## Exercise brief
Give only the number of lines in the listing below where the string "React" occurs.

## Input
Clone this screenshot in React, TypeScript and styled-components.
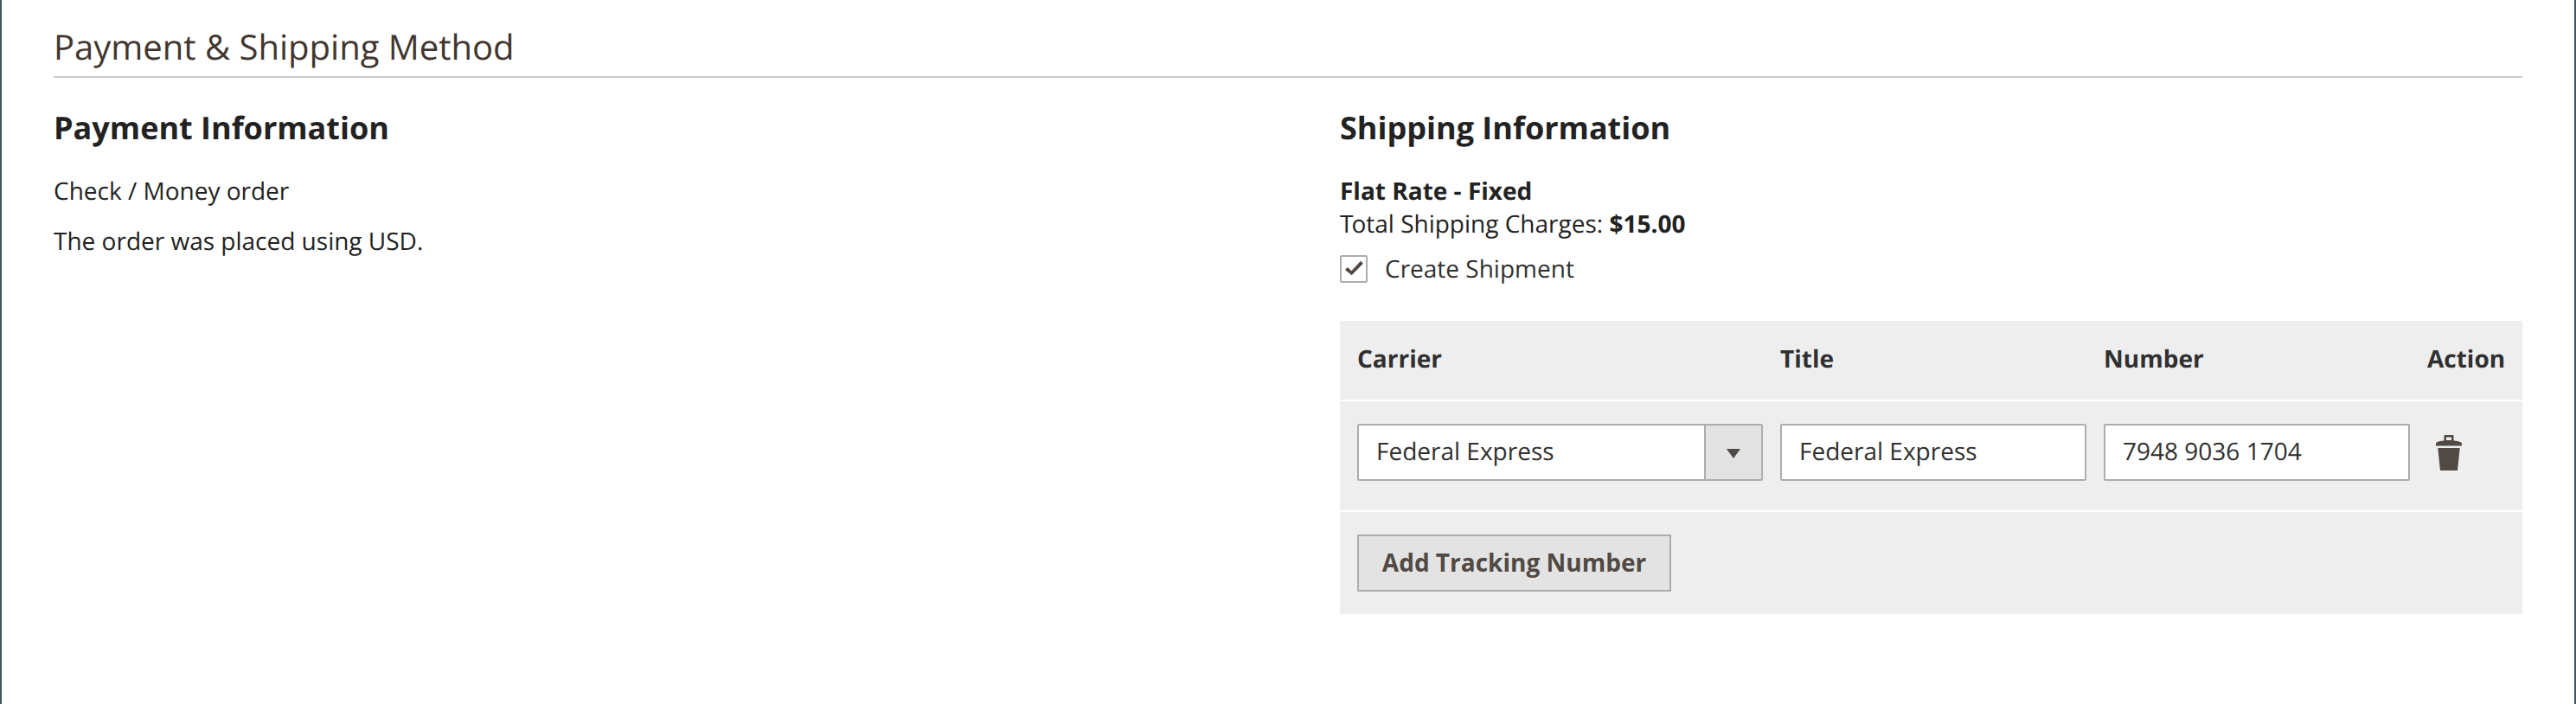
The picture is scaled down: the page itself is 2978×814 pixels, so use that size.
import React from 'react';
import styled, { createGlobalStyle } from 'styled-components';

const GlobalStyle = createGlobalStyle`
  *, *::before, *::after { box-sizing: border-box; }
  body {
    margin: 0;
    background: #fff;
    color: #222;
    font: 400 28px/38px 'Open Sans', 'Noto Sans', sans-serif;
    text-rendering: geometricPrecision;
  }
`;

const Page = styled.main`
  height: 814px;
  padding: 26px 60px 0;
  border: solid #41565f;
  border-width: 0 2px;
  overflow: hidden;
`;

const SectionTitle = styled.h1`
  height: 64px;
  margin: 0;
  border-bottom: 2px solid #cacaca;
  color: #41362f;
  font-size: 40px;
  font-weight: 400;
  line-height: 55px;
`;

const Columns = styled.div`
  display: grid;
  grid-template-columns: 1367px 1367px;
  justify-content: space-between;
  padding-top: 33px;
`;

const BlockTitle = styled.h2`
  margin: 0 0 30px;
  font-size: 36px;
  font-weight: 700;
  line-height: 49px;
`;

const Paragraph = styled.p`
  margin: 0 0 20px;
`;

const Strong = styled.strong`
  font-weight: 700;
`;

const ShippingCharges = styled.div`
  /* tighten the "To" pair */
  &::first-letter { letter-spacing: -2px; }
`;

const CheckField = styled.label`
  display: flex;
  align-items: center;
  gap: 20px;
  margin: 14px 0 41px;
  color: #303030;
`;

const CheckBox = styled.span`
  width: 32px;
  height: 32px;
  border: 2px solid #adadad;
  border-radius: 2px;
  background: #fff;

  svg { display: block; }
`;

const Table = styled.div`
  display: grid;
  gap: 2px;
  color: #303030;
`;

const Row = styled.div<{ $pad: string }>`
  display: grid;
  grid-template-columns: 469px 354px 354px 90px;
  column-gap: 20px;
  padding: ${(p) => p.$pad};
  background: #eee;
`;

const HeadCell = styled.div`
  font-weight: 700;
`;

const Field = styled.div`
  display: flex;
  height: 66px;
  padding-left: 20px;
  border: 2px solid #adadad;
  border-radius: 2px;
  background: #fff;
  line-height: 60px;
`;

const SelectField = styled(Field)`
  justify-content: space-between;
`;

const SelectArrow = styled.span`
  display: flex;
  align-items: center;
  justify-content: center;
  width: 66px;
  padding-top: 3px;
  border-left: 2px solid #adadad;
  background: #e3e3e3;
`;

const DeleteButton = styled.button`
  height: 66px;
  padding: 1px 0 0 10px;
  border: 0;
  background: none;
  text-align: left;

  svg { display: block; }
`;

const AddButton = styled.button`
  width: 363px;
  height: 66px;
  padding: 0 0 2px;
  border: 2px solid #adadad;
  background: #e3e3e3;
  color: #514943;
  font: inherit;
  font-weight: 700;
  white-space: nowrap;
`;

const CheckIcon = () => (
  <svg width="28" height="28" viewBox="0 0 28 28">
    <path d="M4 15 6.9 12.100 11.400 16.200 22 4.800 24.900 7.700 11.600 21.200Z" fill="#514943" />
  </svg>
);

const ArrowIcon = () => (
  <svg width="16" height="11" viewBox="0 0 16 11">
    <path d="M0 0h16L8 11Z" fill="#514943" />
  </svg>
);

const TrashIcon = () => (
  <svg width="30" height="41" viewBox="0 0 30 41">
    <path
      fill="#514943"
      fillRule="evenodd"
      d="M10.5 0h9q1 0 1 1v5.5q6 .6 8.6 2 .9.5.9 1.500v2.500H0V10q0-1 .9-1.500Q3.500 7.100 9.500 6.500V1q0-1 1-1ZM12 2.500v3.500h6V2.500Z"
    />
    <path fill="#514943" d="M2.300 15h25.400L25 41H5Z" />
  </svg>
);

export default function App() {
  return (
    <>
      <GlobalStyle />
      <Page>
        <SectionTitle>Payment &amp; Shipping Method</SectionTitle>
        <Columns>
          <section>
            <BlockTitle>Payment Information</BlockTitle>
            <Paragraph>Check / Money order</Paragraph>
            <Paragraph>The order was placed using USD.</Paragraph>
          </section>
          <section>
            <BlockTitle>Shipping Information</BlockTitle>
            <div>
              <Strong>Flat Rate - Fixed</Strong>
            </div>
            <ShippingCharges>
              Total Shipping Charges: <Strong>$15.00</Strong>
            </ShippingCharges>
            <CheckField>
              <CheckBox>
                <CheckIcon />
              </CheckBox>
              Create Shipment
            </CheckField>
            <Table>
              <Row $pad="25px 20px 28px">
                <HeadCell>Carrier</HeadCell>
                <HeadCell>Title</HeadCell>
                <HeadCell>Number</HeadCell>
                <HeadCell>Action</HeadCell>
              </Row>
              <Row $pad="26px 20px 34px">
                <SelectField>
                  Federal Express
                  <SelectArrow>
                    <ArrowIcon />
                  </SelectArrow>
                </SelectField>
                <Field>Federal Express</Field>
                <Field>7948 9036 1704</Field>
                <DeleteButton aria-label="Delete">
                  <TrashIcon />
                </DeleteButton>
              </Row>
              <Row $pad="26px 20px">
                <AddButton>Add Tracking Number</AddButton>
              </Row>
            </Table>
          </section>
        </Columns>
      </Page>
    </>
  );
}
* * *
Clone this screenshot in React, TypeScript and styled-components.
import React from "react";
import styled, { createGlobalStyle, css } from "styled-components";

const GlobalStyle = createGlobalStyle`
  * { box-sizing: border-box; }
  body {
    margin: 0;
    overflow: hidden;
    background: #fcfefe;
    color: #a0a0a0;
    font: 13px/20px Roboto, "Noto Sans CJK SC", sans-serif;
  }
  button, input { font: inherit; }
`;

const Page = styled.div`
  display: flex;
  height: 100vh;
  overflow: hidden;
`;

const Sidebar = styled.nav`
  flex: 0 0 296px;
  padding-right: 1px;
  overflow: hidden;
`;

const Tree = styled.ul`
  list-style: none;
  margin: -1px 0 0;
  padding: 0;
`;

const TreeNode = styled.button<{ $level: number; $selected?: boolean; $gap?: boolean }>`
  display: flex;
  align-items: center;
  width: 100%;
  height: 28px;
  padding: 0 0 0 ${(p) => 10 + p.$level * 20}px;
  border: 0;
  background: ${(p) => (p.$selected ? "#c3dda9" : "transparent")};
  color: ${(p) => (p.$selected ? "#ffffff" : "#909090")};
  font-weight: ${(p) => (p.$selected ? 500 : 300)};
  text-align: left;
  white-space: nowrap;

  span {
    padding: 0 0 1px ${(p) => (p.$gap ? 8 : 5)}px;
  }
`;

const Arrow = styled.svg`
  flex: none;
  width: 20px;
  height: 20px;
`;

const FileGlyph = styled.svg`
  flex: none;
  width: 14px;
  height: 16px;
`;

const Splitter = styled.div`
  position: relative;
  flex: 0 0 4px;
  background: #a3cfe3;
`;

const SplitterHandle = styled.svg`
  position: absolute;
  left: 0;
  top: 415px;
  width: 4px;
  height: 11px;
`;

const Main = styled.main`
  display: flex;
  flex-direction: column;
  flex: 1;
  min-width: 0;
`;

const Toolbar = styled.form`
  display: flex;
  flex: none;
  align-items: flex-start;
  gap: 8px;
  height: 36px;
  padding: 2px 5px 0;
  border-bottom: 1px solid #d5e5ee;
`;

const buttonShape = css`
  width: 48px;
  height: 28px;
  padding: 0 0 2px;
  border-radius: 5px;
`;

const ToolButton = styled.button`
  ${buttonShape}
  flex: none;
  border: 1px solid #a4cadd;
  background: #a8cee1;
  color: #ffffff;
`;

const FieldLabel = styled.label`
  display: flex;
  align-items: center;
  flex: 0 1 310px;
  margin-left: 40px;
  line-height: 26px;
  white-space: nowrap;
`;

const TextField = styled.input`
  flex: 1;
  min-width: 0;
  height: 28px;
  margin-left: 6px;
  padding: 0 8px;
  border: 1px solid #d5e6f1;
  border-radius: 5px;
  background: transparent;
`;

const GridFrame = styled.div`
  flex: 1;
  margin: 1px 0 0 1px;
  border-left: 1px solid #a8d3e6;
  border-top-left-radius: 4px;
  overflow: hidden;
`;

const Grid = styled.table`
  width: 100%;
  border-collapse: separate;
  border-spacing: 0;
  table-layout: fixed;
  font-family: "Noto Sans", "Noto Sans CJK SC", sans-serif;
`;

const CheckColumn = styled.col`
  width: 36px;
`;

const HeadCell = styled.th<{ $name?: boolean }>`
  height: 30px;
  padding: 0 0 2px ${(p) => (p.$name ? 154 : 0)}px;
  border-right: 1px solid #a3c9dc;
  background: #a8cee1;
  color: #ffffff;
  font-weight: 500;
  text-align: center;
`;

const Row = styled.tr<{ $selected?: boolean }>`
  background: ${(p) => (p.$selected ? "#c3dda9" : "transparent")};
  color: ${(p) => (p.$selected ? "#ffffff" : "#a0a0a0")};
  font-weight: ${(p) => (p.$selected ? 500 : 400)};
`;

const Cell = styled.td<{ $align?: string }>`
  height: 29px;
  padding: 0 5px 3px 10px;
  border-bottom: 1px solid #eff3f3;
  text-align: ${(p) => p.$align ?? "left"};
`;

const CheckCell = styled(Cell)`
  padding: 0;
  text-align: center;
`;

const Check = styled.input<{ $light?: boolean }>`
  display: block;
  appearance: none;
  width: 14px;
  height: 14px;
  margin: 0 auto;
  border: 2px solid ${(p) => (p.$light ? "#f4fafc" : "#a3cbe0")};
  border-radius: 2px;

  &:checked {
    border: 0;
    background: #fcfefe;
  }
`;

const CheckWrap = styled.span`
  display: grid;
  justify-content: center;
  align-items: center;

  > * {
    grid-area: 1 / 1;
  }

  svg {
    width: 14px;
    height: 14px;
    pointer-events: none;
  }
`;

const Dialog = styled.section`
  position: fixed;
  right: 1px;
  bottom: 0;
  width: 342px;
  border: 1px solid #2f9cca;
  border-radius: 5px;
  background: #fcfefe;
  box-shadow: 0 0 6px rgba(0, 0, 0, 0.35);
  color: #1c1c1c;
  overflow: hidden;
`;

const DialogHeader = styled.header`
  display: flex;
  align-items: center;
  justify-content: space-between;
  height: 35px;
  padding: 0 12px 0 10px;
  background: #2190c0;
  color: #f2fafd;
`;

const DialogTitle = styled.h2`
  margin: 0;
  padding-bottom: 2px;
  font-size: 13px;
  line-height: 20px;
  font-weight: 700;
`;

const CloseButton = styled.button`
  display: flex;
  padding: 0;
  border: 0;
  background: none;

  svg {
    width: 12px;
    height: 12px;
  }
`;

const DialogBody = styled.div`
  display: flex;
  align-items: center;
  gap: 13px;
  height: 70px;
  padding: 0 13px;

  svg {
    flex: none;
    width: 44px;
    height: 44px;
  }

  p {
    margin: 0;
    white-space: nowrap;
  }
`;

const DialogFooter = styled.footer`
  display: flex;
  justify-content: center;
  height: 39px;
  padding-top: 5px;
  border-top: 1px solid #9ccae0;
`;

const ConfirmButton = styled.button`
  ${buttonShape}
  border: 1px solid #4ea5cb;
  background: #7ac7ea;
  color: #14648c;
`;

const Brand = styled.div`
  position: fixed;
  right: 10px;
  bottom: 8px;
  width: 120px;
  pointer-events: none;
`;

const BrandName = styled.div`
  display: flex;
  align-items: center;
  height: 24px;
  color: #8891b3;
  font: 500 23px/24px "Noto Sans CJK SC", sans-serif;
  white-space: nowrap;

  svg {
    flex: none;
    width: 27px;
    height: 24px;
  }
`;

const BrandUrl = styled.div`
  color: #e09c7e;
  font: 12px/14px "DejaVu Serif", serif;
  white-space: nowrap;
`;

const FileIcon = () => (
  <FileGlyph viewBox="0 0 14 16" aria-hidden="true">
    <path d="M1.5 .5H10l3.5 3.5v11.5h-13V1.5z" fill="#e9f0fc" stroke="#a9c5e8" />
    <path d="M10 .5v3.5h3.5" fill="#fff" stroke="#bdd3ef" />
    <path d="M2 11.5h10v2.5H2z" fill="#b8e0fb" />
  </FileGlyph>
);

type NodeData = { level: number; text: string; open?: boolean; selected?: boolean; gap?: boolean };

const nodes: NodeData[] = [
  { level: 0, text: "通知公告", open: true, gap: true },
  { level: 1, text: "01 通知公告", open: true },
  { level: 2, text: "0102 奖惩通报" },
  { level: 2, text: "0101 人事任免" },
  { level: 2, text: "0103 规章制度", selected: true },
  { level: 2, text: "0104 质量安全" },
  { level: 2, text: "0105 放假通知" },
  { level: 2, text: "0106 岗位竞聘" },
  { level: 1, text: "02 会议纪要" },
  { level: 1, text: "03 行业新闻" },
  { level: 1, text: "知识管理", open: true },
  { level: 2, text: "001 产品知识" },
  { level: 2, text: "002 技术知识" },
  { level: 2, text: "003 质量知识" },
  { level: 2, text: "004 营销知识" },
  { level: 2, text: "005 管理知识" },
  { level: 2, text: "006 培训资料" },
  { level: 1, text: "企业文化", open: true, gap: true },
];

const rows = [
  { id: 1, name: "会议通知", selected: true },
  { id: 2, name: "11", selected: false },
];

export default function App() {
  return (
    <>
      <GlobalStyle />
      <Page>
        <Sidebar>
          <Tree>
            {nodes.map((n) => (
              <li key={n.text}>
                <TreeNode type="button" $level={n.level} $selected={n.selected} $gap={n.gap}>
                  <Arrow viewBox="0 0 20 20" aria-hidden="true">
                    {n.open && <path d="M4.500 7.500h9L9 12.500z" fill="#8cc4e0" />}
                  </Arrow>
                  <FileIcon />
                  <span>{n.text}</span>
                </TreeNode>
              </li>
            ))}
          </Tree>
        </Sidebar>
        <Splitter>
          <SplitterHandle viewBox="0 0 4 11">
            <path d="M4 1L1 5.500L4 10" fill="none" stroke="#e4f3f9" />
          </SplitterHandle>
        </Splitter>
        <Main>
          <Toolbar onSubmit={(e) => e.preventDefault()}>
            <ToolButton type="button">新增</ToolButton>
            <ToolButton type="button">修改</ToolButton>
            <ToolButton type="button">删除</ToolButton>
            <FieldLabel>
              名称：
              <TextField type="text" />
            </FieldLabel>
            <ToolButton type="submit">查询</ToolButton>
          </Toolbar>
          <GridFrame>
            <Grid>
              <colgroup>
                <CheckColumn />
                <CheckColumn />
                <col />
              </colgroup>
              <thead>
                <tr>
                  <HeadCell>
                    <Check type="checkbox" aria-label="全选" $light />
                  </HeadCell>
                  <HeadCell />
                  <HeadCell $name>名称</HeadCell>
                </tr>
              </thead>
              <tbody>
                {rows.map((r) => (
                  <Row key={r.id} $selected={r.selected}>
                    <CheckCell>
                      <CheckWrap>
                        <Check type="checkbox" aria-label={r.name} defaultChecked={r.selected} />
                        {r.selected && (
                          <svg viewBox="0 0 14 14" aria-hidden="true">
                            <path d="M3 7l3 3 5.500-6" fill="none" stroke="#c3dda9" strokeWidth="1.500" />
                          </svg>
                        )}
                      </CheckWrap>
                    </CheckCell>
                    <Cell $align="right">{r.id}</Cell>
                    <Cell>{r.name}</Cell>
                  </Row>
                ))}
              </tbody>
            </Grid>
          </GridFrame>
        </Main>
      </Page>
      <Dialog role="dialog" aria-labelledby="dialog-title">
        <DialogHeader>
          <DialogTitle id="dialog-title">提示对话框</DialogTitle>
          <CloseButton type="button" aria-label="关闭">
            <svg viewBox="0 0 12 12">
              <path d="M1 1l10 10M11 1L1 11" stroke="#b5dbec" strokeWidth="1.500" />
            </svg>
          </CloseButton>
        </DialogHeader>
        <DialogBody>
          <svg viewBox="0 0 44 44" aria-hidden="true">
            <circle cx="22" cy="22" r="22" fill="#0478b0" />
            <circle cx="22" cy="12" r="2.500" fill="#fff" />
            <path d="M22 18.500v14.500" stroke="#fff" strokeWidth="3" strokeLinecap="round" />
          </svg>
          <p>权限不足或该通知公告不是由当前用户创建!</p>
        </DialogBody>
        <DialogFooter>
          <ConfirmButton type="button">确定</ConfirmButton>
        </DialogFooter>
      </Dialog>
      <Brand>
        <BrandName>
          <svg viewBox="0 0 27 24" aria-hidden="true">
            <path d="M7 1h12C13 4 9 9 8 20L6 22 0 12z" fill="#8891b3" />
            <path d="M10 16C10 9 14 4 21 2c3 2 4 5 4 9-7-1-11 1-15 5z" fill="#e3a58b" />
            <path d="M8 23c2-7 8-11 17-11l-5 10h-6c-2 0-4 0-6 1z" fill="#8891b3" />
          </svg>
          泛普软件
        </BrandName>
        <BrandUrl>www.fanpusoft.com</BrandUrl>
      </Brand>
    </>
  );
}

## The answer
4